__Exercise description__.
Count lines with "this" in them. Report only the total.

__Input material__.
**********

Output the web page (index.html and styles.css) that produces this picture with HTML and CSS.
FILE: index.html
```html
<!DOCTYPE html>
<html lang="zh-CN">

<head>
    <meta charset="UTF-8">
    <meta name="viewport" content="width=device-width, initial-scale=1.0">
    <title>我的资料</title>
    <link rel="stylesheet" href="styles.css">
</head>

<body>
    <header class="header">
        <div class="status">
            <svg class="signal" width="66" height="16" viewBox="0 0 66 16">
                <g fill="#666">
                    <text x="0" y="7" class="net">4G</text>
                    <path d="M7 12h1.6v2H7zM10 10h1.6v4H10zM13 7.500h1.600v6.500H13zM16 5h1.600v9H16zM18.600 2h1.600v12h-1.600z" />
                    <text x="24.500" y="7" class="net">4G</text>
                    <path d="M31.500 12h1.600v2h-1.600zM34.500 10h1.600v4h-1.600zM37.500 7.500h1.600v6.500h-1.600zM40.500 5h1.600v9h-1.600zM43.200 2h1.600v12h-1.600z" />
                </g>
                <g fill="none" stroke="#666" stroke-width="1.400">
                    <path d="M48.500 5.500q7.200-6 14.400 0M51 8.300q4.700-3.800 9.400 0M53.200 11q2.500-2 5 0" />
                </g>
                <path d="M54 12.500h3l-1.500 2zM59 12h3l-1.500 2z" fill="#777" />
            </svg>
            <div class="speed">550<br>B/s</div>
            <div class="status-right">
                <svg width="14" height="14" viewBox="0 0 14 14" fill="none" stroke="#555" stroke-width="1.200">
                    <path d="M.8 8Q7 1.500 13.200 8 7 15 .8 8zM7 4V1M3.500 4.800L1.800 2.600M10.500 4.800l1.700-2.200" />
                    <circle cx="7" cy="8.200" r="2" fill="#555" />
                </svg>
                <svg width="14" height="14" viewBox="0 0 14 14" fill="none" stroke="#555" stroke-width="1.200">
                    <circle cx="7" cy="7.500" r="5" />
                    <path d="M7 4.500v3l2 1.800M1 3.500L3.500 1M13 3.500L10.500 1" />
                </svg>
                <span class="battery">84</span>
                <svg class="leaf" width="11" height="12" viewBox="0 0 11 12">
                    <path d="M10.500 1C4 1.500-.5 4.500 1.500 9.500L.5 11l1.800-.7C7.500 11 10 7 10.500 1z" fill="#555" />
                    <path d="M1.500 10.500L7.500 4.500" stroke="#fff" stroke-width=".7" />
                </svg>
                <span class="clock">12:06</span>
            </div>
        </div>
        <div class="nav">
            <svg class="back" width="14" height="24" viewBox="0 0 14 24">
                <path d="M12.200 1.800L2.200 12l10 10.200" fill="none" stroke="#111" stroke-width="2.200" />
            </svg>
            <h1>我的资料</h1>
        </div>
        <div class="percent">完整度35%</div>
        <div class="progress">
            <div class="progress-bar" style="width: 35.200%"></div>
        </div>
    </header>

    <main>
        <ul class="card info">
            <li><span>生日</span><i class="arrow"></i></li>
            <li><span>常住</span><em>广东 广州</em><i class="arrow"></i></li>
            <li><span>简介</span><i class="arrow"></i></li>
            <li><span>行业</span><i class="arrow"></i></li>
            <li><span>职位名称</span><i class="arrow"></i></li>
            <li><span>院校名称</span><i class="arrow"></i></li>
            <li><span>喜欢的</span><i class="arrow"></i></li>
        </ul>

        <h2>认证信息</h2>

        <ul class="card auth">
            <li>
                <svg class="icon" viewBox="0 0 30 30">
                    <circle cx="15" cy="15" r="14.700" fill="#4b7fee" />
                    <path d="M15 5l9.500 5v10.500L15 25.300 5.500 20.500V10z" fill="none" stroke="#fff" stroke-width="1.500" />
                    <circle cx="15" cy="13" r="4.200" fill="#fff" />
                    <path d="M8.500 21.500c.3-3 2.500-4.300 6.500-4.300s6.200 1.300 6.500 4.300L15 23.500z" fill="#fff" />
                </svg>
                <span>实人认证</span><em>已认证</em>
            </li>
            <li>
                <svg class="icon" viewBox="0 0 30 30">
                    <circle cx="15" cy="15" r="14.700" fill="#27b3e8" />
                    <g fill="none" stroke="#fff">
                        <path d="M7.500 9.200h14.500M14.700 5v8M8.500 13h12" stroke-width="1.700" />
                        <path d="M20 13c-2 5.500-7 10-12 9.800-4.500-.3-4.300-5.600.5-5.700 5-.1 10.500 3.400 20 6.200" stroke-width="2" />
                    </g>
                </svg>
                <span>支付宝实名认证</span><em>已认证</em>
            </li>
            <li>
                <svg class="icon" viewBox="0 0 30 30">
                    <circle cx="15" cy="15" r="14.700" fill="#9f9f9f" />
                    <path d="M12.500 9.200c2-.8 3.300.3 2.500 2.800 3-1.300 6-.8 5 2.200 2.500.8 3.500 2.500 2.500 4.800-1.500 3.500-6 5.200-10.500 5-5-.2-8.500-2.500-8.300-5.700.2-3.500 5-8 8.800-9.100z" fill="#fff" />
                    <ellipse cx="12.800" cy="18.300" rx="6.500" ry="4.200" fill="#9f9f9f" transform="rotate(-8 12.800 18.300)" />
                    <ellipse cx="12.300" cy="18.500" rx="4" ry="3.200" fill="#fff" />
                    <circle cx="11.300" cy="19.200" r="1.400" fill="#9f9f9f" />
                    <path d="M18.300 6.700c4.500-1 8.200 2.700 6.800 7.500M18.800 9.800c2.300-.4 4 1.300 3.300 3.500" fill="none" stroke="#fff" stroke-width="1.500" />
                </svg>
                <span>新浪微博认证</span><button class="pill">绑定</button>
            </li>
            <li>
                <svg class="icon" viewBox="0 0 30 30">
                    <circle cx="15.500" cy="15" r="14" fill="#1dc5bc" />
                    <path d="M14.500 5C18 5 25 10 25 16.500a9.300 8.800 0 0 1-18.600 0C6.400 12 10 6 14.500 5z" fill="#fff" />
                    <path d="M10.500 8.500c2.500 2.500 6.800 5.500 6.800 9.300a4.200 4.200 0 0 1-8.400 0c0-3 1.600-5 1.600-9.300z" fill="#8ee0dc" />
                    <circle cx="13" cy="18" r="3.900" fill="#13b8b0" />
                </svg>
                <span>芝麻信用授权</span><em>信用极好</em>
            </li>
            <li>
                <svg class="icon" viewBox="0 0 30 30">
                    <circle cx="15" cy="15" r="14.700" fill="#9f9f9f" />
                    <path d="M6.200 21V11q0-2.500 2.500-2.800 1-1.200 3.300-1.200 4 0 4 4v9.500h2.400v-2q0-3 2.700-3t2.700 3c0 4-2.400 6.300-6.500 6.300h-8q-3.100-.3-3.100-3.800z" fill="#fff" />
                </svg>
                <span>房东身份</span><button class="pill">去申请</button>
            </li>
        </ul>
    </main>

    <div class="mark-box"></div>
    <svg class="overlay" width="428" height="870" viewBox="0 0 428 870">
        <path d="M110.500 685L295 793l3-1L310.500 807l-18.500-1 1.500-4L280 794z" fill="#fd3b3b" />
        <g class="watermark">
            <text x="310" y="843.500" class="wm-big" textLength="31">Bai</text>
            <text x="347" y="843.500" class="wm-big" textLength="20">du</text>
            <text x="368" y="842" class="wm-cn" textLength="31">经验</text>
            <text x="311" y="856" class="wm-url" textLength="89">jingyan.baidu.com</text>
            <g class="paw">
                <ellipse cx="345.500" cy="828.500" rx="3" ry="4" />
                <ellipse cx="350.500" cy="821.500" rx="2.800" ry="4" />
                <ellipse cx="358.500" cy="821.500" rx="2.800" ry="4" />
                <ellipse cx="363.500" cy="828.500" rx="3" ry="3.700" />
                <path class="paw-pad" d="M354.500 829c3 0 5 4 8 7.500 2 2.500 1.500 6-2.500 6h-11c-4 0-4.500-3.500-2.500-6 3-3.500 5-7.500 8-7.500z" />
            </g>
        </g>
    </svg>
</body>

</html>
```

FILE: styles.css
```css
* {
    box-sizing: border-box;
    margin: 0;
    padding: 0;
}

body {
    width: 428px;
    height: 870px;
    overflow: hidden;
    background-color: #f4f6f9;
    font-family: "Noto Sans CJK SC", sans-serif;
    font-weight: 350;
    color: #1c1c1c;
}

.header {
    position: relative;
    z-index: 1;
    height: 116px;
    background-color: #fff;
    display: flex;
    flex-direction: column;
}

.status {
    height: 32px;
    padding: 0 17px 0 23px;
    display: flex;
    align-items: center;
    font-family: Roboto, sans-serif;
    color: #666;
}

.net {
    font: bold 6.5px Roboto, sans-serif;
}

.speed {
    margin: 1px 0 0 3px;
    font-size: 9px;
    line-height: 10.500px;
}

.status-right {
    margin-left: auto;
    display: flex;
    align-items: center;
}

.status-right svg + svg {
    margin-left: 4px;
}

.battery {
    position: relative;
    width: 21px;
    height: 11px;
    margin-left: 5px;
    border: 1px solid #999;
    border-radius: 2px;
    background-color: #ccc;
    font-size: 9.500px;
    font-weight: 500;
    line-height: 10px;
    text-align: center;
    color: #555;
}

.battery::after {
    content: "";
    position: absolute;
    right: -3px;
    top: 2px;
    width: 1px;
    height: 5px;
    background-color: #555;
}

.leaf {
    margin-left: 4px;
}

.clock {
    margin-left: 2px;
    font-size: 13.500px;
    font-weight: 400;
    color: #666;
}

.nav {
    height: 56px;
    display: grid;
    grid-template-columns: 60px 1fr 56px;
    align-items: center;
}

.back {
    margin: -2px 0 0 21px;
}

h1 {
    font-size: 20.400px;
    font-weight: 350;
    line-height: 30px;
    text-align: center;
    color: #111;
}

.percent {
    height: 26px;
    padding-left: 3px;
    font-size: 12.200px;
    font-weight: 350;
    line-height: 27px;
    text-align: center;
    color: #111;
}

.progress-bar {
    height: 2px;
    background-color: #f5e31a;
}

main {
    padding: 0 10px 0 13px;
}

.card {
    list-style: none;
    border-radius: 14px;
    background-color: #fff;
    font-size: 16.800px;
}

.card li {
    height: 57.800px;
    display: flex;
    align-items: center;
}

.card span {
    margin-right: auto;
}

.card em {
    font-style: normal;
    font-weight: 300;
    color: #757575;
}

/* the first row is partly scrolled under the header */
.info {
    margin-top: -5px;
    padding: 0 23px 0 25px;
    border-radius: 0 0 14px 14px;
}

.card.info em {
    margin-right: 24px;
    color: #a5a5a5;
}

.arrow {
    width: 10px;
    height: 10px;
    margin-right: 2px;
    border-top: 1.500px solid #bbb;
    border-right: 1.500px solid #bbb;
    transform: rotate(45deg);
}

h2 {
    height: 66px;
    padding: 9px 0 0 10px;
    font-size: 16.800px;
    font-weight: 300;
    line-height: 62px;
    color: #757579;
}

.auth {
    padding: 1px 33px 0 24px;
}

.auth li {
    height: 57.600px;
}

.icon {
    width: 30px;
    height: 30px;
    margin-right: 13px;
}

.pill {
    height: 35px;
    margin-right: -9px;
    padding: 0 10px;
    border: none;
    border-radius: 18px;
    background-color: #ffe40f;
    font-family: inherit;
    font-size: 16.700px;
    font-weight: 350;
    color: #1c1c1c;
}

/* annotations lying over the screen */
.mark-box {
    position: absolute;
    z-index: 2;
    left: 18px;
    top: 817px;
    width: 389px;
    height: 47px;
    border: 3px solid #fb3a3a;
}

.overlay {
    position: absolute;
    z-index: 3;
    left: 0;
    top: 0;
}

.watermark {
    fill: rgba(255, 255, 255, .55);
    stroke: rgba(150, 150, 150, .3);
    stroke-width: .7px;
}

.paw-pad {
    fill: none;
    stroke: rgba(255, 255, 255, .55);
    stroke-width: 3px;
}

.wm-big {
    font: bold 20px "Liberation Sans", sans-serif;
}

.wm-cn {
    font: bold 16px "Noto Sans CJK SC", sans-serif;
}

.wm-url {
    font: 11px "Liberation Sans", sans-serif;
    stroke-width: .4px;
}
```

**********

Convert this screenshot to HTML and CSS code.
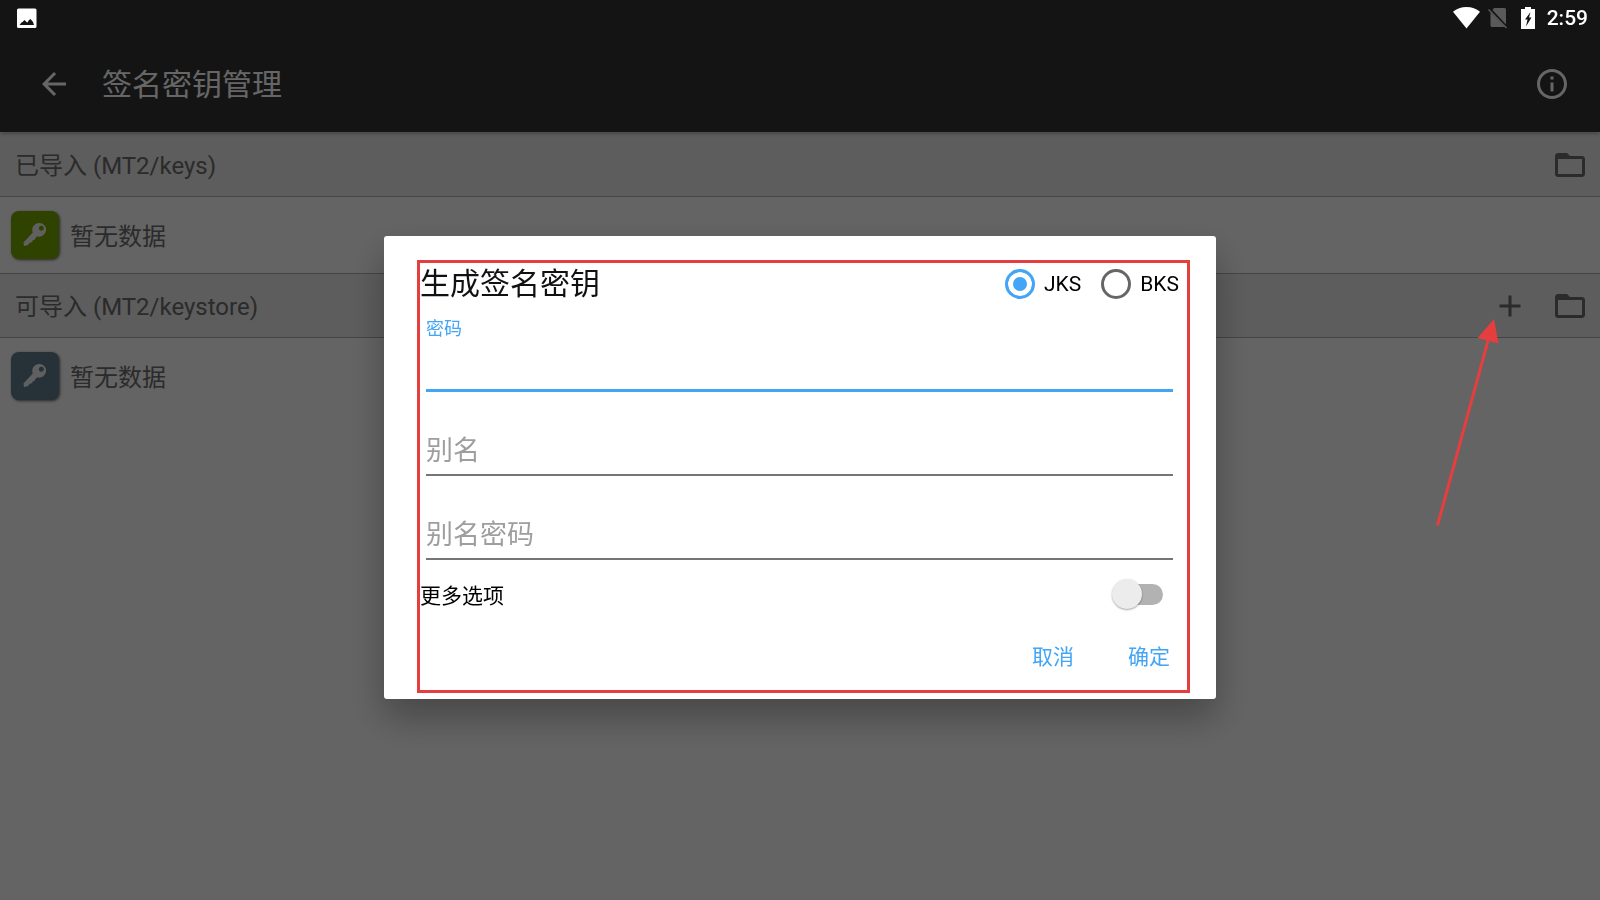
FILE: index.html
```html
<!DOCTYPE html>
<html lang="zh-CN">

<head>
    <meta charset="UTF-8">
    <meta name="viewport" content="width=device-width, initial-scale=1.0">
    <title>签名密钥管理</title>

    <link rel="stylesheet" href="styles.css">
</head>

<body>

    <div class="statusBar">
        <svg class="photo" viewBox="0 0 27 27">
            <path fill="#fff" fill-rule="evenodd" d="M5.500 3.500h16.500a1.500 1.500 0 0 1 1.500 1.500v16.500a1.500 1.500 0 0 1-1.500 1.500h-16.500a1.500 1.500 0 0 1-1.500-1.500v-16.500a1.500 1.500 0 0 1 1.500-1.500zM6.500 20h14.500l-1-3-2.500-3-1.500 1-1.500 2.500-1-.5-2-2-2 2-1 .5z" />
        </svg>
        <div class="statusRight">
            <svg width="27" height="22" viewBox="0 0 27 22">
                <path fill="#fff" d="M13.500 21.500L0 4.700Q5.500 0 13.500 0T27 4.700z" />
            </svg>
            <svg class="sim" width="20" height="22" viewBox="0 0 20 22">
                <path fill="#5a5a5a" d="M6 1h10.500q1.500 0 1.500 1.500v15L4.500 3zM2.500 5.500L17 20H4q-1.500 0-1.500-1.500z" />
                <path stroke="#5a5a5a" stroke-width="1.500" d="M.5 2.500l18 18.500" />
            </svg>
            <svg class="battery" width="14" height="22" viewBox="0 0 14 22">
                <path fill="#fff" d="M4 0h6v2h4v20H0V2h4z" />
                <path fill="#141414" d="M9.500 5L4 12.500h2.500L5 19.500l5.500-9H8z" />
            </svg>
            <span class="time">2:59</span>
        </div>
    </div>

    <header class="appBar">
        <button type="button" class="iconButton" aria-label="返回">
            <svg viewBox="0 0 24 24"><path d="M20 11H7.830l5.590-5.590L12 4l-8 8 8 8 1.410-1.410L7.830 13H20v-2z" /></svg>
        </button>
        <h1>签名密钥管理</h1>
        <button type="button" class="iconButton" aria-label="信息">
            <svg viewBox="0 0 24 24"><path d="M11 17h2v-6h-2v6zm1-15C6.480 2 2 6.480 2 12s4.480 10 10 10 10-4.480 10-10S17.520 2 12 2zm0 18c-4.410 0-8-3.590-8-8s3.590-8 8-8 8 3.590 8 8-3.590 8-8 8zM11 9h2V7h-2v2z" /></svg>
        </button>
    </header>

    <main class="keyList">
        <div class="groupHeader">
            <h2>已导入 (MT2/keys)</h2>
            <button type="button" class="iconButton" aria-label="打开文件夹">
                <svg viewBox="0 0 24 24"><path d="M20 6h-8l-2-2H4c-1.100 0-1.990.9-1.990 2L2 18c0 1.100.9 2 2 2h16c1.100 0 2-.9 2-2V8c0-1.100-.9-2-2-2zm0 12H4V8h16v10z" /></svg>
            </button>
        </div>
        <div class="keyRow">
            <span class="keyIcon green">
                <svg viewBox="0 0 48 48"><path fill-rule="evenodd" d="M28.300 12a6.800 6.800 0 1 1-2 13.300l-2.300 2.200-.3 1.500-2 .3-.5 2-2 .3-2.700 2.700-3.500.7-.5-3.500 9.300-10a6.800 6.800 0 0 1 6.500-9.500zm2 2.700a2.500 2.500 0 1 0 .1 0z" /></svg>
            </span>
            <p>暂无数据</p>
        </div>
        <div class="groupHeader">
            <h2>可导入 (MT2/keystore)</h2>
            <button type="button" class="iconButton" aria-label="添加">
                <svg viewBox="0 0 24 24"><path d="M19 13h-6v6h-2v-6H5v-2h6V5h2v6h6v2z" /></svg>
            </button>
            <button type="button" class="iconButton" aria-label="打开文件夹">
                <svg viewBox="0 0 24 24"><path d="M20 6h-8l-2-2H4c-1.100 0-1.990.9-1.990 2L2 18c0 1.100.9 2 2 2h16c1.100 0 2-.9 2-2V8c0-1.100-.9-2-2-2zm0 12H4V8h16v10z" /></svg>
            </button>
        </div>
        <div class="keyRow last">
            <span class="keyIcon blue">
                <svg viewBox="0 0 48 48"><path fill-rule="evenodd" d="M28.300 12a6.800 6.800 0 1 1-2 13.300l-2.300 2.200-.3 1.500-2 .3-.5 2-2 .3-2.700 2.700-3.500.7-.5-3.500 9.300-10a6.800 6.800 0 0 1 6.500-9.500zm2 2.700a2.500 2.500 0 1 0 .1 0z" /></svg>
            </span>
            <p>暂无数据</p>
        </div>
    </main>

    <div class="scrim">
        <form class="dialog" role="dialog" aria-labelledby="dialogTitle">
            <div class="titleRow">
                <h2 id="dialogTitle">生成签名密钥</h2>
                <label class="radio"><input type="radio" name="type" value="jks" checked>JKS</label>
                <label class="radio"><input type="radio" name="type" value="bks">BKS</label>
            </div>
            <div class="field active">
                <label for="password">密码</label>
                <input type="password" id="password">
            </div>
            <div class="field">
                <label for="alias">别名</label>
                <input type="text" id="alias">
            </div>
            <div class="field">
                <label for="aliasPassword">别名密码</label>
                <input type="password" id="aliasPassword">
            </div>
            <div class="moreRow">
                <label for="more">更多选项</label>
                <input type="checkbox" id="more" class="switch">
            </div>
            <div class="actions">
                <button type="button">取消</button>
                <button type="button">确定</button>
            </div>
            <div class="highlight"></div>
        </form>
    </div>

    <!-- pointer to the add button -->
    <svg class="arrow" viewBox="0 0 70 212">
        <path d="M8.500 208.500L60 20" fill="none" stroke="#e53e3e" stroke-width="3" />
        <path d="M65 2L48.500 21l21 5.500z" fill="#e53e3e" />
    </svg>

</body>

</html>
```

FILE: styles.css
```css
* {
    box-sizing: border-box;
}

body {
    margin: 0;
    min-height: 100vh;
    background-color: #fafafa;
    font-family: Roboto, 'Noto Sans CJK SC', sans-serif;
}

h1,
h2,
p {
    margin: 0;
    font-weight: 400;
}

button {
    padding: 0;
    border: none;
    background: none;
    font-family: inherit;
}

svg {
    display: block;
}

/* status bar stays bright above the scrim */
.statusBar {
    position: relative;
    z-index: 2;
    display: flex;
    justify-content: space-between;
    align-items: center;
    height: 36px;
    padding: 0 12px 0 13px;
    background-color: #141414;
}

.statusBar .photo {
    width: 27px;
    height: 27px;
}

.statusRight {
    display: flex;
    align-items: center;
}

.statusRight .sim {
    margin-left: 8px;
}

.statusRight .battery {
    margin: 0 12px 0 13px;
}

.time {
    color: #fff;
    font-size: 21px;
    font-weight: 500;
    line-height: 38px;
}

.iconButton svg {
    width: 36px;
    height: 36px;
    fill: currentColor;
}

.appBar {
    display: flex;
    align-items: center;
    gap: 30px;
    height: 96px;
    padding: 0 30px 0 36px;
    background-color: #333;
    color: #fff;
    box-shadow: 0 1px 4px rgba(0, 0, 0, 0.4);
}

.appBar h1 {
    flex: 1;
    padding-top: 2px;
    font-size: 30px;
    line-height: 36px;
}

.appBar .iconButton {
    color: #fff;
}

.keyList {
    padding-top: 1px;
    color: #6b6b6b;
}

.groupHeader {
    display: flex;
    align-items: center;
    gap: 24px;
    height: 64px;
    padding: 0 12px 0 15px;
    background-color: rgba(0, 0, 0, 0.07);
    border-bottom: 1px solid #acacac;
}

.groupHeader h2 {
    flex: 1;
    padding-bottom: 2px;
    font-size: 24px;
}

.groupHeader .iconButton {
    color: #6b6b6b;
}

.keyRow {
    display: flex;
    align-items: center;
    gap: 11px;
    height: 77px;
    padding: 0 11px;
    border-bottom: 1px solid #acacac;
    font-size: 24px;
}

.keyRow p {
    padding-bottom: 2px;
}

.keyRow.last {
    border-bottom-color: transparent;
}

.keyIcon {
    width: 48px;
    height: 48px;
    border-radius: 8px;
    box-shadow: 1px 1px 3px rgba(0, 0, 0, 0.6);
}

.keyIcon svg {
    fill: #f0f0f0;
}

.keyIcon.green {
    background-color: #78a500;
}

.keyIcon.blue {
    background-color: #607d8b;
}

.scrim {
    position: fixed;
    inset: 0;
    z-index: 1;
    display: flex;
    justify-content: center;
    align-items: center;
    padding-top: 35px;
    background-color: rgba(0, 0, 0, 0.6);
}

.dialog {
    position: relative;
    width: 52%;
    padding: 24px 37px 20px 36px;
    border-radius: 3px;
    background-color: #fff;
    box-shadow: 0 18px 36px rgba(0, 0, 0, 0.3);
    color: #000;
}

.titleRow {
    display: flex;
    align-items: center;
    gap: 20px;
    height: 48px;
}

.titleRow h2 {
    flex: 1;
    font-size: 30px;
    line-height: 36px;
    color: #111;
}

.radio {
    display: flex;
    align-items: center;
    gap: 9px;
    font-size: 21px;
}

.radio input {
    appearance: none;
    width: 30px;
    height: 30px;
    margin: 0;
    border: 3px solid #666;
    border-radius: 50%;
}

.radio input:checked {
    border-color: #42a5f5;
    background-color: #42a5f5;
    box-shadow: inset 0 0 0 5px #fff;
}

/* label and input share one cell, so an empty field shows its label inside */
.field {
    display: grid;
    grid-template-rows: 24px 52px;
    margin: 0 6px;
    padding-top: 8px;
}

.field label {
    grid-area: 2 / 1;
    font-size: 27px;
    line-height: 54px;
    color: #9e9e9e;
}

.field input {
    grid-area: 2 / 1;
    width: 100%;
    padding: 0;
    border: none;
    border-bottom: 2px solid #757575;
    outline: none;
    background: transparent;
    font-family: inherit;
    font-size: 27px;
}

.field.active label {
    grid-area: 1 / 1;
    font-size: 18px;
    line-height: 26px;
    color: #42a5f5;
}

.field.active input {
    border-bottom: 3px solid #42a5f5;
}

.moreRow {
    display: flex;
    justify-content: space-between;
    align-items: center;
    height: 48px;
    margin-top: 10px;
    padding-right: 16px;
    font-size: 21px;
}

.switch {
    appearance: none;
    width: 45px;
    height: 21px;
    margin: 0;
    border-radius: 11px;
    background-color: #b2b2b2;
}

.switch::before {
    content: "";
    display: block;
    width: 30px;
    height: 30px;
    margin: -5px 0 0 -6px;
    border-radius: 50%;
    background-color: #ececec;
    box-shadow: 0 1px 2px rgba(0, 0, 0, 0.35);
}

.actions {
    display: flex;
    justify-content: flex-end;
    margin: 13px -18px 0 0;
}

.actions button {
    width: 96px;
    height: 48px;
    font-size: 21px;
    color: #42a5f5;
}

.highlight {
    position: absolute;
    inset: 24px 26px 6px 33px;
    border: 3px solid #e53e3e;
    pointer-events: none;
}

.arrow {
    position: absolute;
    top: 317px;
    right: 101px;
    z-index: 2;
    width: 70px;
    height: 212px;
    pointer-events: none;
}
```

**********

__Answer__.
2